Sadly the shine doesn't sell so well anymore. There are cheaper, faster and easier ways to parlay an isolated location and some rudimentary materials into a profit making enterprise. Meth is the one that should concern us; instead, we spend billions worrying about marijuana. Which isn't much different in effect than moonshine, beer, vodka or Romilar CF. Now, crystal meth is a tad bit different than moonshine or craft beer or craft vodka. I've advocated legalization of marijuana, cocaine, heroin and just about any other drug but meth is evil. Meth cookers should have a bounty put on them, like coyotes in some western states when they start taking too many cattle. I've seen lives snuffed out by meth that were tragic in so many ways; same with alcohol and traditional drugs, but it takes so much longer. Meth kills quickly. A bit of moonshining won't do that unless the still explodes…
Things get weird in this country. At times, it seems like we don't have enough stupid problems of our own, we need to import more. Hookah bars…what the hell is that all about? Kid in the gym yesterday told me about her part-time job after her part-time job at the gym working in a Hookah Lounge in the next city. I told her I didn't get it, and asked what the hell is attractive about it. She said it's a "chill" atmosphere...you sit around, drink coffee, listen to music and smoke. Through hookahs...which have the tar and nicotine dose of several packs of cigarettes per hour. She said 200, but if that were the case, the leading cause of death in Hookah-countries would be lung cancer instead of camel transmitted venereal disease, intestinal parasites, and gunfire. Stylist this morning tried to explain it, although she thinks it's stupid too -- the smoke is less harsh and they flavor it so you get the tobacco effects with...STOP! I smoked for 20 years. What effects? Seriously, what effects besides bad breathe, stained teeth, bleeding gums, cancer, and on and on and on.

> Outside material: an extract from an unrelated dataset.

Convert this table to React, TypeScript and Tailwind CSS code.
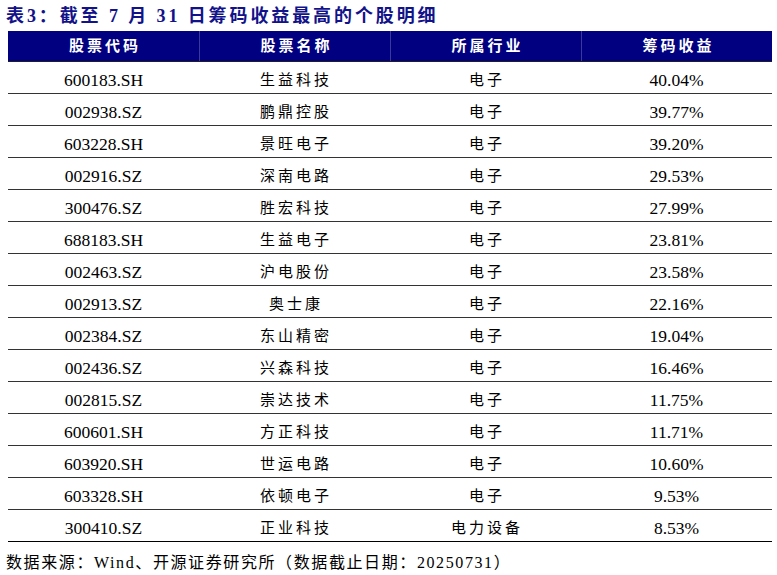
const rows: [string, string, string, string][] = [
  ["600183.SH", "生益科技", "电子", "40.04%"],
  ["002938.SZ", "鹏鼎控股", "电子", "39.77%"],
  ["603228.SH", "景旺电子", "电子", "39.20%"],
  ["002916.SZ", "深南电路", "电子", "29.53%"],
  ["300476.SZ", "胜宏科技", "电子", "27.99%"],
  ["688183.SH", "生益电子", "电子", "23.81%"],
  ["002463.SZ", "沪电股份", "电子", "23.58%"],
  ["002913.SZ", "奥士康", "电子", "22.16%"],
  ["002384.SZ", "东山精密", "电子", "19.04%"],
  ["002436.SZ", "兴森科技", "电子", "16.46%"],
  ["002815.SZ", "崇达技术", "电子", "11.75%"],
  ["600601.SH", "方正科技", "电子", "11.71%"],
  ["603920.SH", "世运电路", "电子", "10.60%"],
  ["603328.SH", "依顿电子", "电子", "9.53%"],
  ["300410.SZ", "正业科技", "电力设备", "8.53%"],
];

const headers = ["股票代码", "股票名称", "所属行业", "筹码收益"];

function Cjk({ children }: { children: string }) {
  return <span className="pl-[3px] text-[15px] tracking-[3px]">{children}</span>;
}

export default function App() {
  return (
    <div className="h-[575px] w-[777px] bg-white font-['Liberation_Serif','Noto_Sans_CJK_SC',serif] text-black">
      <h1 className="px-[6px] pt-[3px] text-[18px] font-bold leading-[26px] tracking-[2.9px] text-[#12128a]">
        表3：截至 7 月 31 日筹码收益最高的个股明细
      </h1>

      <div className="mx-[8px] mt-[2px] w-[764px]">
        <div className="grid h-[31px] grid-cols-4 border-b border-[#1f1f1f] bg-[#000080] text-white">
          {headers.map((h, i) => (
            <div
              key={h}
              className={`flex items-center justify-center font-bold ${i > 0 ? "border-l border-[#3a3a9a]" : ""}`}
            >
              <span className="pl-[3px] text-[15px] tracking-[3px]">{h}</span>
            </div>
          ))}
        </div>

        {rows.map((r, idx) => (
          <div
            key={r[0]}
            className={`grid h-[32px] grid-cols-4 border-b pt-[5px] ${idx === rows.length - 1 ? "border-black" : "border-[#333]"}`}
          >
            <div className="flex items-center justify-center text-[17.5px]">{r[0]}</div>
            <div className="flex items-center justify-center">
              <Cjk>{r[1]}</Cjk>
            </div>
            <div className="flex items-center justify-center">
              <Cjk>{r[2]}</Cjk>
            </div>
            <div className="flex items-center justify-center text-[17.5px]">{r[3]}</div>
          </div>
        ))}
      </div>

      <p className="px-[6px] pt-[10px] text-[16px] leading-[22px] tracking-[1.6px]">
        数据来源：Wind、开源证券研究所（数据截止日期：20250731）
      </p>
    </div>
  );
}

We can't figure out enough ways to kill ourselves in this country, we import more. And, I know all about the Native American/organic stuff -- I've even had to take a pull or two on a ceremonial pipe filled with naturally grown tobacco. Those pipes are hard to draw from and the ceremonial stuff isn't really that dry so it's like smoking mud. If they're burning it for "medicine" it's mixed with sage (sweet grass) or cedar chips depending on what part of the country you're talking about. WHAT EFFECTS? The only positive effects come after you are addicted...then it calms you down from the urge to rip your skin off, tear off that annoying bastard's head and shit down the hole and then check his corpse to see if HE"S GOT ANY GODDAMNED Tobacco...
Compared to Meth and Tobacco, moonshine is pretty benign when you think of it. And, there are some great songs…which as an Irish American, allows me to forgive a lot of other stuff.